Azure / bicep-types-az

Bicep type definitions for ARM resources
MIT License
86 stars 27 forks source link

Deployment scripts in vnet to use private endpoints #1954

Open antsok opened 11 months ago

antsok commented 11 months ago

Is your feature request related to a problem? Please describe. With a recent release of deployment scripts using ACI Vnet integration https://learn.microsoft.com/azure/azure-resource-manager/bicep/deployment-script-bicep#access-private-virtual-network, it became possible to ensure the traffic from those scripts can reach private networking resources.

However, the implementation uses service endpoints to communicate with the backing storage account. In many regulated environments, service endpoints would not be allowed.

Another option (in theory) is to use private endpoints, but when attempting the deployment, it currently gives an error if no service endpoint is configured.

Storage account 'xxxxx' has firewall settings enabled which are not supported for deployment scripts. If providing subnets with managed identity, make sure the "Allow Azure services on the trusted services list to access this storage account" is enabled and proper RBAC is set on the given storage. Please refer to https://aka.ms/DeploymentScriptsTroubleshoot for more deployment script information. (Code: DeploymentScriptStorageAccountWithServiceEndpointEnabled)

Describe the solution you'd like ACI should be able to use a private endpoint connection to the backing storage account.

alex-frankel commented 10 months ago

@antsok - can you help clarify the distinction between "Service Endpoints" and "Private Endpoints". Why would service endpoints not be enabled, but it would be ok to enable private endpoints?

Apologies for the lack of context, but I want to make sure we have a thorough understanding of the problem.

antsok commented 10 months ago

@alex-frankel

One reason is that, when using service endpoints the traffic between a consuming service in a VNet and a target PaaS service (Azure Storage in this case) leaves the VNet perimiter, and travels to the target service via the Azure backbone. From compliance perspective some companies have to keep all traffic inside their network security perimeter.

Private endpoints provision NIC into a VNet with a private IP, so the traffic never travels via Internet or Azure backbone.

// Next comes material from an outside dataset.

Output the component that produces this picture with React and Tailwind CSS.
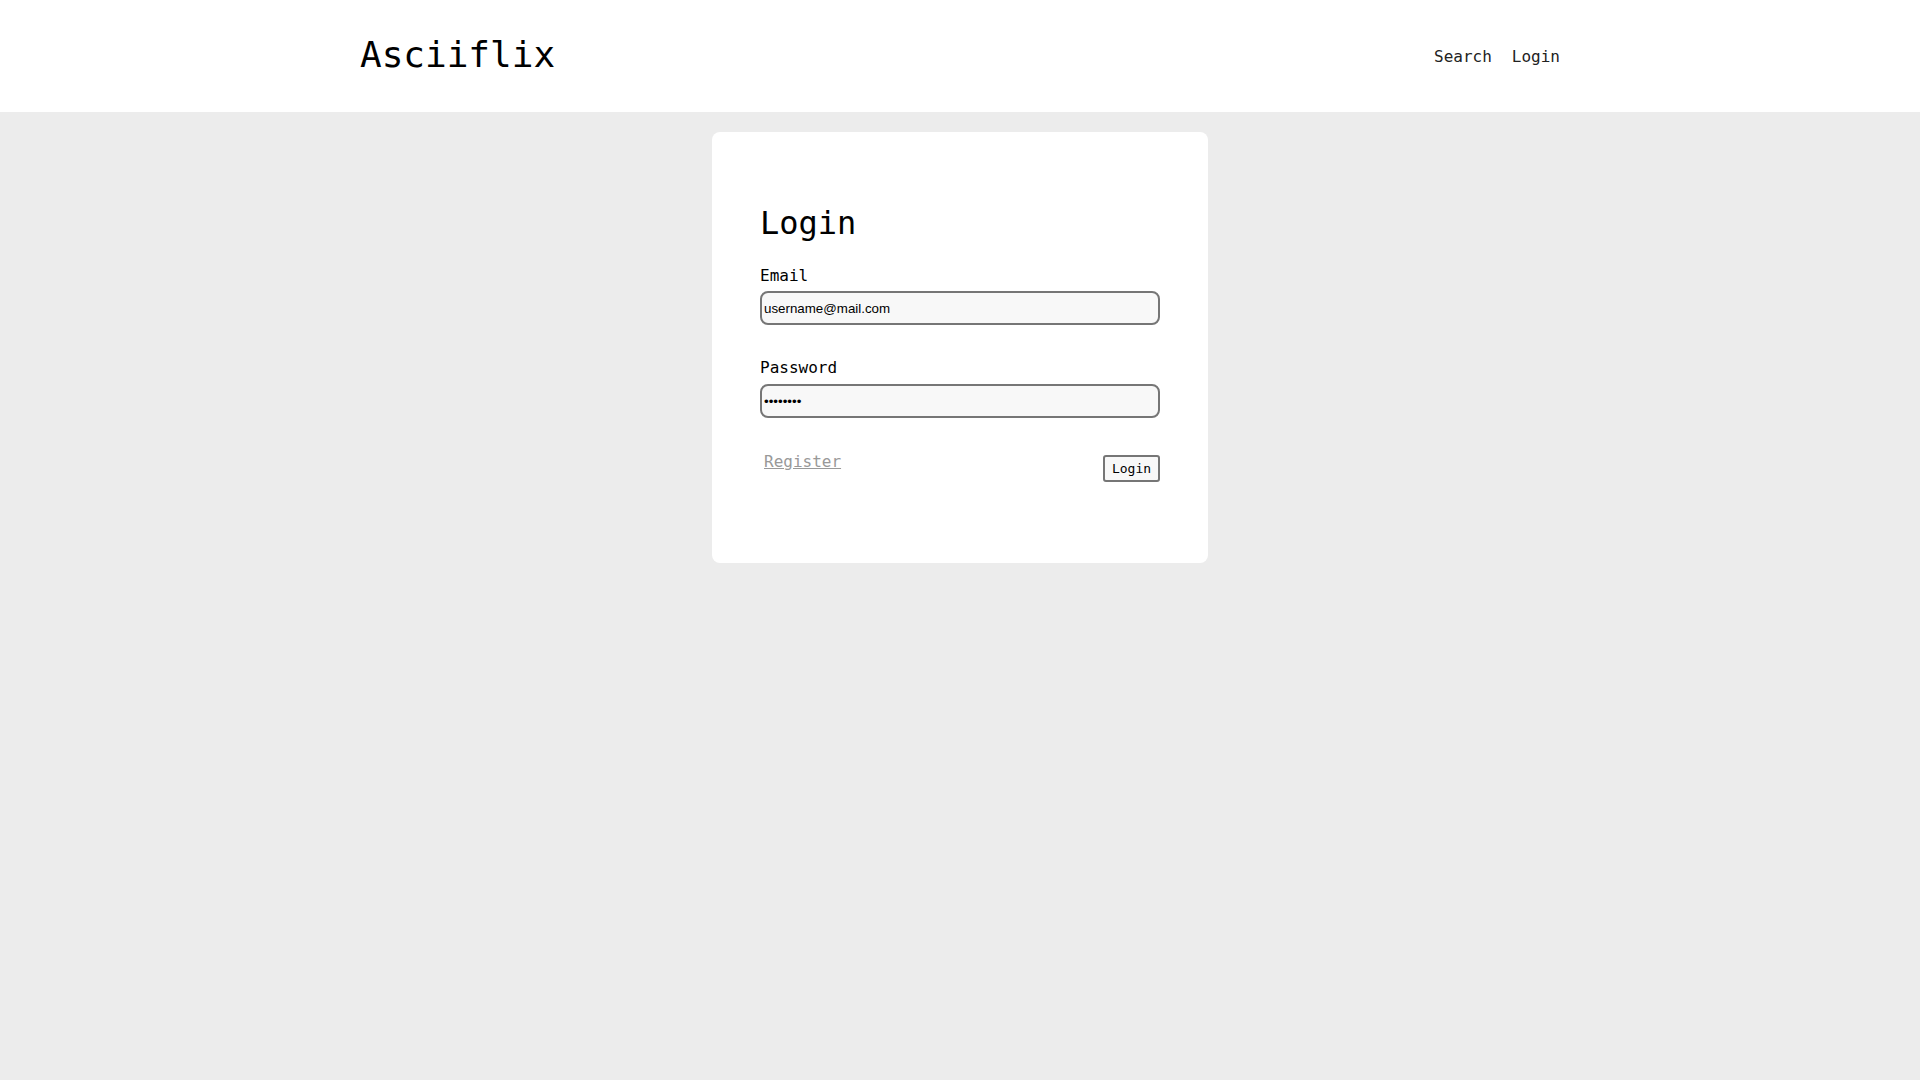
import React from 'react';

const mono = { fontFamily: '"DejaVu Sans Mono", "Liberation Mono", monospace' };

export default function App() {
  return (
    <div className="min-h-screen bg-[#ececec] text-black" style={mono}>
      {/* Header */}
      <header className="bg-white h-[112px]">
        <div className="max-w-[1200px] mx-auto h-full flex items-center justify-between">
          <a href="#" className="text-[36px] leading-[44px] -mt-[2px] text-black">Asciiflix</a>
          <nav className="flex items-center gap-5 mt-[2px] text-[16px] text-[#222]">
            <a href="#">Search</a>
            <a href="#">Login</a>
          </nav>
        </div>
      </header>

      {/* Login card */}
      <main className="pt-5">
        <div className="mx-auto w-[496px] h-[431px] bg-white rounded-lg px-12 pt-[71px]">
          <h1 className="text-[32px] leading-[40px]">Login</h1>

          <form onSubmit={(e) => e.preventDefault()}>
            <label className="block mt-[23px] text-[16px] leading-[20px]">Email</label>
            <input
              type="email"
              defaultValue="username@mail.com"
              className="block mt-[5px] w-full h-[34px] border-2 border-[#767676] rounded-[8px] bg-[#f8f8f8] px-[2px] text-[13.33px] text-black outline-none"
              style={{ fontFamily: '"Liberation Sans", Arial, sans-serif' }}
            />

            <label className="block mt-[33px] text-[16px] leading-[20px]">Password</label>
            <input
              type="password"
              defaultValue="password"
              className="block mt-[6px] w-full h-[34px] border-2 border-[#767676] rounded-[8px] bg-[#f8f8f8] px-[2px] text-[13.33px] text-black outline-none"
              style={{ fontFamily: '"Liberation Sans", Arial, sans-serif' }}
            />

            <div className="mt-[34px] flex items-start justify-between">
              <a href="#" className="ml-1 text-[16px] leading-[20px] text-[#999] underline">Register</a>
              <button
                type="submit"
                className="mt-[3px] h-[27px] w-[57px] border-2 border-[#767676] rounded-[3px] bg-[#f8f8f8] text-[13px] leading-none text-black"
              >
                Login
              </button>
            </div>
          </form>
        </div>
      </main>
    </div>
  );
}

Another reason is that companies set up enterprise landing zones with hub-spoke network designs when they want to be in control of traffic that enters resources in the application landing zone, and this is done with a centralized firewall/NVA in a hub. With service endpoints it is not possible to enforce traffic to service endpoints to go through central firewall/NVA, and using service endpoints policies is too much management overhead for a central IT team. So service endpoints end up being disabled (with policies) to enforce the usage of private links instead.

Private endpoints are recommended by Microsoft (link) instead of service endpoints.

I hope it helps.

I do understand we need to wait for the ACI team to add ability using Storage via private endpoints as this is currently not available per documentation

DeanJohnsonUK commented 8 months ago

The new ACI Vnet integration also works with Private endpoints (although it isn't yet documented):

https://github.com/Azure/bicep/issues/12068

I've also tested it myself today and it works.

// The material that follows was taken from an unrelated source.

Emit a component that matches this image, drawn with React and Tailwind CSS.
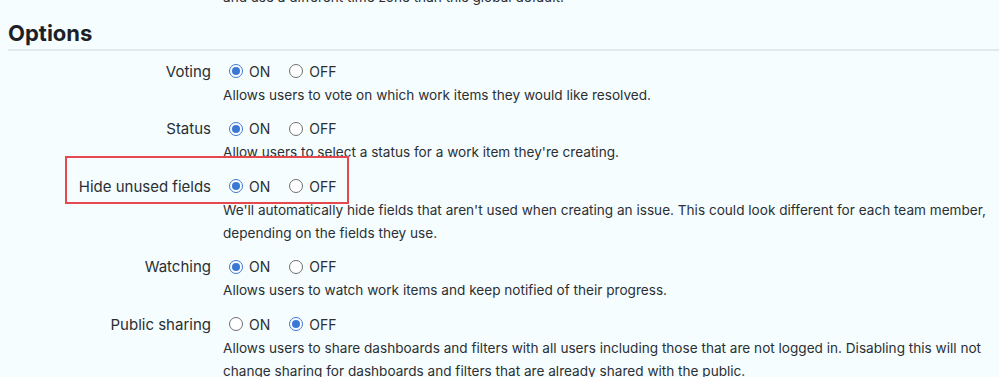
import React from 'react';

const options = [
  {
    label: 'Voting',
    on: true,
    desc: ['Allows users to vote on which work items they would like resolved.'],
  },
  {
    label: 'Status',
    on: true,
    desc: ["Allow users to select a status for a work item they're creating."],
  },
  {
    label: 'Hide unused fields',
    on: true,
    desc: [
      "We'll automatically hide fields that aren't used when creating an issue. This could look different for each team member,",
      'depending on the fields they use.',
    ],
  },
  {
    label: 'Watching',
    on: true,
    desc: ['Allows users to watch work items and keep notified of their progress.'],
  },
  {
    label: 'Public sharing',
    on: false,
    desc: [
      'Allows users to share dashboards and filters with all users including those that are not logged in. Disabling this will not',
      'change sharing for dashboards and filters that are already shared with the public.',
    ],
  },
];

function Radio({ checked }) {
  if (checked) {
    return (
      <span className="ml-[6px] flex h-[14px] w-[14px] items-center justify-center rounded-full border border-[#3a78d6] bg-white">
        <span className="h-[8px] w-[8px] rounded-full bg-[#3a78d6]" />
      </span>
    );
  }
  return <span className="ml-[6px] h-[14px] w-[14px] rounded-full border border-[#6f6f6f] bg-white" />;
}

function OptionRow({ label, on, desc }) {
  return (
    <div className="grid grid-cols-[211px_1fr] gap-x-3 mb-[10.5px]">
      <div className="text-right text-[15px] leading-[24px]">{label}</div>
      <div className="flex h-[23.5px] items-center text-[14px]">
        <Radio checked={on} />
        <span className="ml-[6px]">ON</span>
        <span className="ml-[13px] flex items-center">
          <Radio checked={!on} />
          <span className="ml-[6px]">OFF</span>
        </span>
      </div>
      <div />
      <div className="text-[13.6px] leading-[23px]">
        {desc.map((line) => (
          <div key={line} className="whitespace-nowrap">{line}</div>
        ))}
      </div>
    </div>
  );
}

export default function App() {
  return (
    <div
      className="relative h-[377px] w-[999px] overflow-hidden bg-[#f5fdff] text-[#2b2f33]"
      style={{ fontFamily: 'Inter, "Noto Sans", sans-serif' }}
    >
      <div className="-mt-[14px]">
        <div className="grid grid-cols-[211px_1fr] gap-x-3">
          <div />
          <div className="text-[13.6px] leading-[23px] whitespace-nowrap">and use a different time zone than this global default.</div>
        </div>
        <h2 className="ml-2 mt-[10px] border-b-2 border-[#e2eaee] pb-[2px] text-[22px] font-bold leading-[28px] text-[#1d2127]">
          Options
        </h2>
        <div className="mt-[8.5px]">
          {options.map((o) => (
            <OptionRow key={o.label} {...o} />
          ))}
        </div>
      </div>
      {/* highlight annotation */}
      <div className="pointer-events-none absolute left-[65px] top-[156px] h-[48px] w-[284px] border-2 border-[#e5484d]" />
    </div>
  );
}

johnlokerse commented 7 months ago

I just came across this issue and I agree with @antsok. I also see some traffic on my blog post via the GitHub issue I created (https://github.com/Azure/bicep/issues/12068). Many environments are regulated and do not allow service endpoints and require a private endpoint. It is possible to use deployment scripts privately through private endpoints currently, but it is not documented at the moment and it needs some extra steps to get it to work.

@alex-frankel The current documentation is focused on service endpoints (https://learn.microsoft.com/en-us/azure/azure-resource-manager/bicep/deployment-script-vnet). I would love to contribute to the documentation to show how to use deployment scripts privately with private endpoints, but I need some guidance on the way of writing. Is there anyone from the team I can contact for some guidance?

htwashere commented 6 months ago

Hello, at my work environment, I am running similar issue where the container instance for the deployment script is timing out. Based on the output, it is trying to pull an image from mcr.microsoft.com. I'm pretty sure that this traffic is blocked somewhere by our firewall but my network admin indicated that he did not see any traffic going out from the container instance subnet. Could anyone tell me what IPs or domains I should whitelist in our network to let this work? I tried adding mcr.microsot.com already but did not seem to work. On the other hand, with a simpler sandbox environment, I am able to run the Deployment Scripts in VNET/private endpoint by following @johnlokerse instructions; thank you John!

DeanJohnsonUK commented 6 months ago

Your network admin is mistaken, it needs to be able to reach the Microsoft Container Registry, but it also needs to be able to connect to its file share on the associated storage account that it is linked to. (perhaps you have an NSG that is blocking the traffic before it gets to the firewall)

htwashere commented 6 months ago

Your network admin is mistaken, it needs to be able to reach the Microsoft Container Registry, but it also needs to be able to connect to its file share on the associated storage account that it is linked to. (perhaps you have an NSG that is blocking the traffic before it gets to the firewall)

Do you mean "Container Images" instead of "Container Registry"? If yes, according to MSFT, the container base images are discovered via docker hub. So I tried to find some traffic that is possibly going to docker hub (hub.docker.com) but did not see anything going that way. As for the fileshare part, since the storage account is part of the same VNET, our FW have default NSG/routes that allow subnets within the same VNET to talk freely, so I don't think that was the problem (but who knows...)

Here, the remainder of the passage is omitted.